▶ **Directive**:
Skip all pictures, then print the remaining material exactly.

◇ ◇ ◇

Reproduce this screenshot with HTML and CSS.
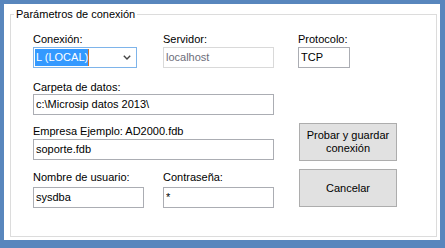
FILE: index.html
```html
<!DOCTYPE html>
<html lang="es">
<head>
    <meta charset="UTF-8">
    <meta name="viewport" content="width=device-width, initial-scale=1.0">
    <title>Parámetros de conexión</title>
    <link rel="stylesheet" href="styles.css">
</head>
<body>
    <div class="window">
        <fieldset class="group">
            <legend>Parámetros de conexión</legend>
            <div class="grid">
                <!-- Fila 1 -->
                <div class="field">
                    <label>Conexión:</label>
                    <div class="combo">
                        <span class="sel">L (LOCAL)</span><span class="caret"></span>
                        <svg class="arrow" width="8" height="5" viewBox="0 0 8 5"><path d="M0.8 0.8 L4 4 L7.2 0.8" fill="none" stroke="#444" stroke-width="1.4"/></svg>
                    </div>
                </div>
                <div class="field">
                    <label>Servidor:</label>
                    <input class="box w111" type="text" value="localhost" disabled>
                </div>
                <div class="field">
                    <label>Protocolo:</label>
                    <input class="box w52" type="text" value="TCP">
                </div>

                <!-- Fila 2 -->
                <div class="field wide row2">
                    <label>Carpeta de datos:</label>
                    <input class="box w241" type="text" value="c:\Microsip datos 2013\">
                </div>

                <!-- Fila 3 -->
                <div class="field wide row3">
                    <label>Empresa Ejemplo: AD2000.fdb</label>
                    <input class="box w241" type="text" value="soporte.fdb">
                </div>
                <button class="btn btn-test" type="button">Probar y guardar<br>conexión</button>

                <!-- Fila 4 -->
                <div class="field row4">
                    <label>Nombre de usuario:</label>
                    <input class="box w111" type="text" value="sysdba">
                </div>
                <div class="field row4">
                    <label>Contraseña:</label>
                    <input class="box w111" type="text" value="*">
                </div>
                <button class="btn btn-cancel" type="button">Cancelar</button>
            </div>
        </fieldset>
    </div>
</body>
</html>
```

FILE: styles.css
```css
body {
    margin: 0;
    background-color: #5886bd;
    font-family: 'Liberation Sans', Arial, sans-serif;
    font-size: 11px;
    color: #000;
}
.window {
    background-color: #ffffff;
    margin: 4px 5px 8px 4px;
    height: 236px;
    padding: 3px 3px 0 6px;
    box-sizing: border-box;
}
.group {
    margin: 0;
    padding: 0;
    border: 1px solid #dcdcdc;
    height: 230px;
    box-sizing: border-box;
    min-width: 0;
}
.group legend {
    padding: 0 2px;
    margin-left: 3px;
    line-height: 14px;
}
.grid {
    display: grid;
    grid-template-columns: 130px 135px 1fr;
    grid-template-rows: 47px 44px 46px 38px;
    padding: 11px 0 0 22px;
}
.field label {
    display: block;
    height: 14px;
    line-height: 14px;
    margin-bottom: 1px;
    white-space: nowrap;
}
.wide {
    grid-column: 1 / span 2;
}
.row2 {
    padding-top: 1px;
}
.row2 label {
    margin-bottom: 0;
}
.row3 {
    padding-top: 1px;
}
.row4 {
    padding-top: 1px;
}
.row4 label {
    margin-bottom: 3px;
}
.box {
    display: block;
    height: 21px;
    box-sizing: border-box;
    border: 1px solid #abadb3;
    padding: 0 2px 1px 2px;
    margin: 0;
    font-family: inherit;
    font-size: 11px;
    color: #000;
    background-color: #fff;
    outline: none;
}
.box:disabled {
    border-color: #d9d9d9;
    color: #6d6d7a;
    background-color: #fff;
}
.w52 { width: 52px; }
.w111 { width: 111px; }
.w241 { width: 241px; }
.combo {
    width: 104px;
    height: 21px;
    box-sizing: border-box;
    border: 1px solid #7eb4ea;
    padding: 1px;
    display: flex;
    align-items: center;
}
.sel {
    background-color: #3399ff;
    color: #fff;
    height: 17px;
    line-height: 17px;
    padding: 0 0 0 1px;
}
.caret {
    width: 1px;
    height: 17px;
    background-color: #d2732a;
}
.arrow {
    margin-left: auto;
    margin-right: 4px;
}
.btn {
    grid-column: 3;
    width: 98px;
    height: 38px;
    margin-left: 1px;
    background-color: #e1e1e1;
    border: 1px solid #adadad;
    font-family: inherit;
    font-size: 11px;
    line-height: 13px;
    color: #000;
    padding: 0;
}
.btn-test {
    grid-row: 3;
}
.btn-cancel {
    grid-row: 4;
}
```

◇ ◇ ◇

▶ **Solution**:
Reproduce this screenshot with HTML and CSS.
FILE: index.html
```html
<!DOCTYPE html>
<html lang="es">
<head>
    <meta charset="UTF-8">
    <meta name="viewport" content="width=device-width, initial-scale=1.0">
    <title>Parámetros de conexión</title>
    <link rel="stylesheet" href="styles.css">
</head>
<body>
    <div class="window">
        <fieldset class="group">
            <legend>Parámetros de conexión</legend>
            <div class="grid">
                <!-- Fila 1 -->
                <div class="field">
                    <label>Conexión:</label>
                    <div class="combo">
                        <span class="sel">L (LOCAL)</span><span class="caret"></span>
                        <svg class="arrow" width="8" height="5" viewBox="0 0 8 5"><path d="M0.8 0.8 L4 4 L7.2 0.8" fill="none" stroke="#444" stroke-width="1.4"/></svg>
                    </div>
                </div>
                <div class="field">
                    <label>Servidor:</label>
                    <input class="box w111" type="text" value="localhost" disabled>
                </div>
                <div class="field">
                    <label>Protocolo:</label>
                    <input class="box w52" type="text" value="TCP">
                </div>

                <!-- Fila 2 -->
                <div class="field wide row2">
                    <label>Carpeta de datos:</label>
                    <input class="box w241" type="text" value="c:\Microsip datos 2013\">
                </div>

                <!-- Fila 3 -->
                <div class="field wide row3">
                    <label>Empresa Ejemplo: AD2000.fdb</label>
                    <input class="box w241" type="text" value="soporte.fdb">
                </div>
                <button class="btn btn-test" type="button">Probar y guardar<br>conexión</button>

                <!-- Fila 4 -->
                <div class="field row4">
                    <label>Nombre de usuario:</label>
                    <input class="box w111" type="text" value="sysdba">
                </div>
                <div class="field row4">
                    <label>Contraseña:</label>
                    <input class="box w111" type="text" value="*">
                </div>
                <button class="btn btn-cancel" type="button">Cancelar</button>
            </div>
        </fieldset>
    </div>
</body>
</html>
```

FILE: styles.css
```css
body {
    margin: 0;
    background-color: #5886bd;
    font-family: 'Liberation Sans', Arial, sans-serif;
    font-size: 11px;
    color: #000;
}
.window {
    background-color: #ffffff;
    margin: 4px 5px 8px 4px;
    height: 236px;
    padding: 3px 3px 0 6px;
    box-sizing: border-box;
}
.group {
    margin: 0;
    padding: 0;
    border: 1px solid #dcdcdc;
    height: 230px;
    box-sizing: border-box;
    min-width: 0;
}
.group legend {
    padding: 0 2px;
    margin-left: 3px;
    line-height: 14px;
}
.grid {
    display: grid;
    grid-template-columns: 130px 135px 1fr;
    grid-template-rows: 47px 44px 46px 38px;
    padding: 11px 0 0 22px;
}
.field label {
    display: block;
    height: 14px;
    line-height: 14px;
    margin-bottom: 1px;
    white-space: nowrap;
}
.wide {
    grid-column: 1 / span 2;
}
.row2 {
    padding-top: 1px;
}
.row2 label {
    margin-bottom: 0;
}
.row3 {
    padding-top: 1px;
}
.row4 {
    padding-top: 1px;
}
.row4 label {
    margin-bottom: 3px;
}
.box {
    display: block;
    height: 21px;
    box-sizing: border-box;
    border: 1px solid #abadb3;
    padding: 0 2px 1px 2px;
    margin: 0;
    font-family: inherit;
    font-size: 11px;
    color: #000;
    background-color: #fff;
    outline: none;
}
.box:disabled {
    border-color: #d9d9d9;
    color: #6d6d7a;
    background-color: #fff;
}
.w52 { width: 52px; }
.w111 { width: 111px; }
.w241 { width: 241px; }
.combo {
    width: 104px;
    height: 21px;
    box-sizing: border-box;
    border: 1px solid #7eb4ea;
    padding: 1px;
    display: flex;
    align-items: center;
}
.sel {
    background-color: #3399ff;
    color: #fff;
    height: 17px;
    line-height: 17px;
    padding: 0 0 0 1px;
}
.caret {
    width: 1px;
    height: 17px;
    background-color: #d2732a;
}
.arrow {
    margin-left: auto;
    margin-right: 4px;
}
.btn {
    grid-column: 3;
    width: 98px;
    height: 38px;
    margin-left: 1px;
    background-color: #e1e1e1;
    border: 1px solid #adadad;
    font-family: inherit;
    font-size: 11px;
    line-height: 13px;
    color: #000;
    padding: 0;
}
.btn-test {
    grid-row: 3;
}
.btn-cancel {
    grid-row: 4;
}
```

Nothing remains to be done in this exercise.